When two fellow agents go missing inside a Long Beach warehouse, Shaw and McGregor are sent to investigate. But what they find waiting is far from routine, as the local police have already discovered to their cost. Before the night is out, our heroes will encounter terror beyond their most appalling nightmares—in a place where the night may never end at all.

A Walk Through Hell Vol. 1

It’s hard to know where to start with this graphic novel, so I think I should start with the things A Walk Through Hell Volume 1 succeeded at:

Premise, Themes, and Characters

Premise:

A Walk Through Hell as it is in its first volume follows two FBI agents along a dual-timeline of events, one beginning with the investigation of a series of grizzly child disappearances, the other being the disappearance of two fellow agents in a mysterious warehouse that turns out to be more than it appears. They end up trapped there as the story bounces back and forth between the investigation and their haunting and downright gory journey through the warehouse. A fever dream of confusion, paranoia, and suspicion follows them. Is the warehouse and its horrific contents even a real place? Are they dead? Being punished?

Shaw and McGregor certainly don’t know, and by the end of volume one, neither will you.

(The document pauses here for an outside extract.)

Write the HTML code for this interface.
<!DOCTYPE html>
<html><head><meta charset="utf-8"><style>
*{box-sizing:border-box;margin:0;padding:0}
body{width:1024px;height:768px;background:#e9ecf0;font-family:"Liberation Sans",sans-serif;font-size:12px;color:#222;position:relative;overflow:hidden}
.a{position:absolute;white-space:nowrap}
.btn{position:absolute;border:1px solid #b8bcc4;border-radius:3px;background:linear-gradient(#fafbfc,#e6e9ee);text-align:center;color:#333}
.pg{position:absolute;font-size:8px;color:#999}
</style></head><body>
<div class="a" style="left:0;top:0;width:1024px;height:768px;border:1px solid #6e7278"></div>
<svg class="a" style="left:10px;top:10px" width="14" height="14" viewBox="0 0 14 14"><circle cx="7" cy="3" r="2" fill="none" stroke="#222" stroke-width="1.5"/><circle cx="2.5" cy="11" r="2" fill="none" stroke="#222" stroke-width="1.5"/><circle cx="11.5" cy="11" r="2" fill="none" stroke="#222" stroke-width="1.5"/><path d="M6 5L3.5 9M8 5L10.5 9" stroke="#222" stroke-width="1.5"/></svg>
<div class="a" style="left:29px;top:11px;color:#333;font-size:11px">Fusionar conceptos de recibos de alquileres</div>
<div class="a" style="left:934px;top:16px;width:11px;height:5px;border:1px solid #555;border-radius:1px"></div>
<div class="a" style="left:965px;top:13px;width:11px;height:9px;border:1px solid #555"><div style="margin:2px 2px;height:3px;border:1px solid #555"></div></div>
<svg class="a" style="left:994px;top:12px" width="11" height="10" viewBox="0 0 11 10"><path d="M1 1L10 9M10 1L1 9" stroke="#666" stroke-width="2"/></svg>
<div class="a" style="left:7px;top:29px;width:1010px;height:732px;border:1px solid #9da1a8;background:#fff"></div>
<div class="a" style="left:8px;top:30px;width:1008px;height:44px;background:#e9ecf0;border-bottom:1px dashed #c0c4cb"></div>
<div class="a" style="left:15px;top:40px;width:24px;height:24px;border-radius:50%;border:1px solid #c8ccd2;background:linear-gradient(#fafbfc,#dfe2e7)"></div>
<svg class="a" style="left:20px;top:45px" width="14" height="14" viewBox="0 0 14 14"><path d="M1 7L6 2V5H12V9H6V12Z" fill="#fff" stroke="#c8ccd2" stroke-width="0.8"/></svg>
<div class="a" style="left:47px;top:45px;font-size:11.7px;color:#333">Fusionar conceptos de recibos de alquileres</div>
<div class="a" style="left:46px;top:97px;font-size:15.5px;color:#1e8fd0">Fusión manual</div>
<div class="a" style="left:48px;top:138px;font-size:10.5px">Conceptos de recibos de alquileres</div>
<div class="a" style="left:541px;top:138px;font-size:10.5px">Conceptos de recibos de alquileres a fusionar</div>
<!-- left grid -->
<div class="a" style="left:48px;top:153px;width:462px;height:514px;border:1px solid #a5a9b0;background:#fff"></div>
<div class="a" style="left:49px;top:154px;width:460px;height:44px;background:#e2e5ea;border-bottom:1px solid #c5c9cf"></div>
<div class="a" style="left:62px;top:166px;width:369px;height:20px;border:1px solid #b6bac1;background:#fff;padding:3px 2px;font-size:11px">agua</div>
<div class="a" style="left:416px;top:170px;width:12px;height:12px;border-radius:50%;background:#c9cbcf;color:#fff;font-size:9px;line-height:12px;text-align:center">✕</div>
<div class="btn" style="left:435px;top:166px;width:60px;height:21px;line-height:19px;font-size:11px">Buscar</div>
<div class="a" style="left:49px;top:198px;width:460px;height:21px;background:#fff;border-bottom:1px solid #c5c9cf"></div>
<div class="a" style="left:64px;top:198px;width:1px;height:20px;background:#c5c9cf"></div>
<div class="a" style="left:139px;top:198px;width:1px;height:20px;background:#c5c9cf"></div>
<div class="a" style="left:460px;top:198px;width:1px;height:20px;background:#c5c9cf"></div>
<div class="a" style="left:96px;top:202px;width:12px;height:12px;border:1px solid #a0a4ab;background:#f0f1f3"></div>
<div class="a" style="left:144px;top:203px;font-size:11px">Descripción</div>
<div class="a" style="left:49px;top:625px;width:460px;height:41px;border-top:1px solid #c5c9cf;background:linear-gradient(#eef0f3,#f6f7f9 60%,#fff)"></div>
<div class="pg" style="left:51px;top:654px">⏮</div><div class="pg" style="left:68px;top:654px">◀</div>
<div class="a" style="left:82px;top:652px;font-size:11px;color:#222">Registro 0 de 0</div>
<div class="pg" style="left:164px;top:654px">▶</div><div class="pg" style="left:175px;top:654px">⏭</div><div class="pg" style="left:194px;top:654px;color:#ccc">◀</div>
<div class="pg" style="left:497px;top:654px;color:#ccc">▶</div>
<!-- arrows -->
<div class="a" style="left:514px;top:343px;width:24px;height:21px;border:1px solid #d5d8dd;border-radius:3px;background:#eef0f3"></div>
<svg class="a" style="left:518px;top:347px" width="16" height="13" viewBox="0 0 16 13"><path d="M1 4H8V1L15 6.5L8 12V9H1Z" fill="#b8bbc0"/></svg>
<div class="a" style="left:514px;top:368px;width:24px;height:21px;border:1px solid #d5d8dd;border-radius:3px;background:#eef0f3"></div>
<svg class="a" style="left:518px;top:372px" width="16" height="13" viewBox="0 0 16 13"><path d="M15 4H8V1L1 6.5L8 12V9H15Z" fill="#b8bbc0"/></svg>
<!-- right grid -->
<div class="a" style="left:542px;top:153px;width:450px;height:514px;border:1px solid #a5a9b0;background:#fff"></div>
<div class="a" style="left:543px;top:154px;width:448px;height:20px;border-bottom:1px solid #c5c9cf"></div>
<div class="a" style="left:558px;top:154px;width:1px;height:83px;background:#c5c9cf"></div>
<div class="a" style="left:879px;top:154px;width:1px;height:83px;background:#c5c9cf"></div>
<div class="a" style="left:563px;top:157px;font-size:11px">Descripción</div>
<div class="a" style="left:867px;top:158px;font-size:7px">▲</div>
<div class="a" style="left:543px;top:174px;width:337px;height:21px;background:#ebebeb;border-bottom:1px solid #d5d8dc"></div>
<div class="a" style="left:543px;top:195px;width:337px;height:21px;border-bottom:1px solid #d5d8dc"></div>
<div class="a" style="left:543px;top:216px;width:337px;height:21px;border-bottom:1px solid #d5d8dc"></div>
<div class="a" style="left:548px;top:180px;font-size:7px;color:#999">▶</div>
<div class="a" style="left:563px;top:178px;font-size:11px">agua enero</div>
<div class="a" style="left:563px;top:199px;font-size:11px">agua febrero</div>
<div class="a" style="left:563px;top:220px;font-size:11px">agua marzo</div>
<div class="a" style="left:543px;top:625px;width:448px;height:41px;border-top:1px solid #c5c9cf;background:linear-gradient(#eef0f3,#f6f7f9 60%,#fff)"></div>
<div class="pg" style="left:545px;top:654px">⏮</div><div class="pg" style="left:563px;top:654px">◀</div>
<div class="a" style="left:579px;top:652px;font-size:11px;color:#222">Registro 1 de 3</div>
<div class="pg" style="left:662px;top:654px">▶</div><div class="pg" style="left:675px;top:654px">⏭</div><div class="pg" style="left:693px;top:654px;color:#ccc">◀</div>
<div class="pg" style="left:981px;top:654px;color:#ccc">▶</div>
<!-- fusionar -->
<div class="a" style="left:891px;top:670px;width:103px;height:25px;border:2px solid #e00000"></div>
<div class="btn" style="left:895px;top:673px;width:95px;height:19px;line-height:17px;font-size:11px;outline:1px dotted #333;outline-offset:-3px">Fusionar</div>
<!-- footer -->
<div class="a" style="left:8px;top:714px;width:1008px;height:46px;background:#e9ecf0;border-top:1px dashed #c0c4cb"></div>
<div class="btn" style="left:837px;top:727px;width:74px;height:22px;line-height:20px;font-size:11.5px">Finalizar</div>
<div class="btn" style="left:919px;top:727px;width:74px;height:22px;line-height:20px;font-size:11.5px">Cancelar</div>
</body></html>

It’s cop thriller meets psychological horror in a melding of themes that would butter any horror/thriller fan’s biscuit, converging in a weird, twisted plot line that reveals a monumental secret and is loaded with gore, time-relevant political and social commentary, and the lingering question over whether or not the best intentions justify horrific means.

Themes & Characters:

Throughout A Walk Through Hell, I thought the characters fit really well into these elements, particularly the two main agents Shaw and McGregor who end up being interesting ideological foils to each other. Shaw, who is still hung up by their previous case and on a steady roll to burning out while being fairly done with everything going on around them. Then there’s McGregor, who is more idealistic if not acidicaly aware of the current social climate that has himself (a gay man) and other marginalized people in the shitter as far as social standing goes. I liked McGregor and Shaw as a team; it plays up the old-hat, new blood dynamic that a lot of cop dramas go for, with a fresh take on it. While McGregor and Shaw certainly are meant to represent certain archetypes, I enjoyed the depth they were given and they bring out each other’s best and worst traits, playing up each other nicely.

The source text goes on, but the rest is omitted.